Asia's major stock markets weakened over the past five days after regional currencies strengthened against the dollar.

Hong Kong's main share index saw volatile trading this week with sharp losses Monday followed by a three percent gain Wednesday. Continuing gains early Friday saw the Hang Seng end the week nearly 3 percent higher at 11,290.

Traders say investors returned to the market midweek because there are signs the territory's persistent deflation will end by 2004.

Morgan Stanley equity strategist Norman Villamin forecasts further gains for Hong Kong's main share index before the year's end. "We've seen about a 20 percent rally in Hong Kong equities in the last couple months, leaving much of the good news priced into Hong Kong," he said. "In terms of year-end, on the Hang Seng my feeling is from here, 12,000 [point level], much beyond that and we would turn even more cautious on Hong Kong."
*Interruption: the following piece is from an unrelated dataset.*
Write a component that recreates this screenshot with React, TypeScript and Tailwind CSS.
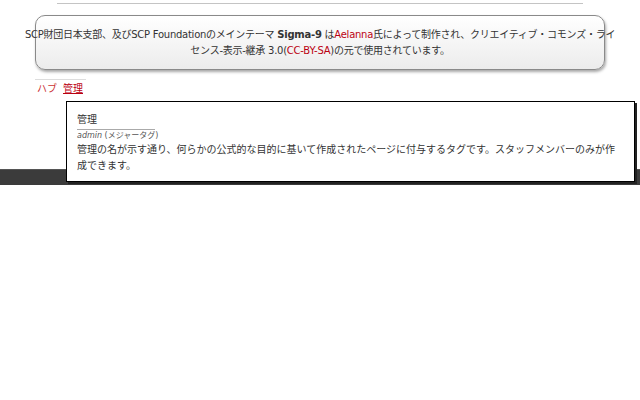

Losses on South Korea's Kospi index accelerated on Friday as institutional investors pulled out of the market. It finished the week below its key 600-point level for the first time in two months, closing Friday at 697, almost 7 percent lower than last week's close.

Taiwan's weighted index closed about 2 percent lower this week at 5,650. Electronic shares saw some of the greatest declines.

Japan's Nikkei 225 made a small rebound Friday after three days of losses. However, it closed 5.5 percent lower on the week, at 10,318.

Investors began selling shares of Japanese export companies Monday on worries exports would become more expensive and less competitive following a sharp appreciation of the yen to the U.S. dollar.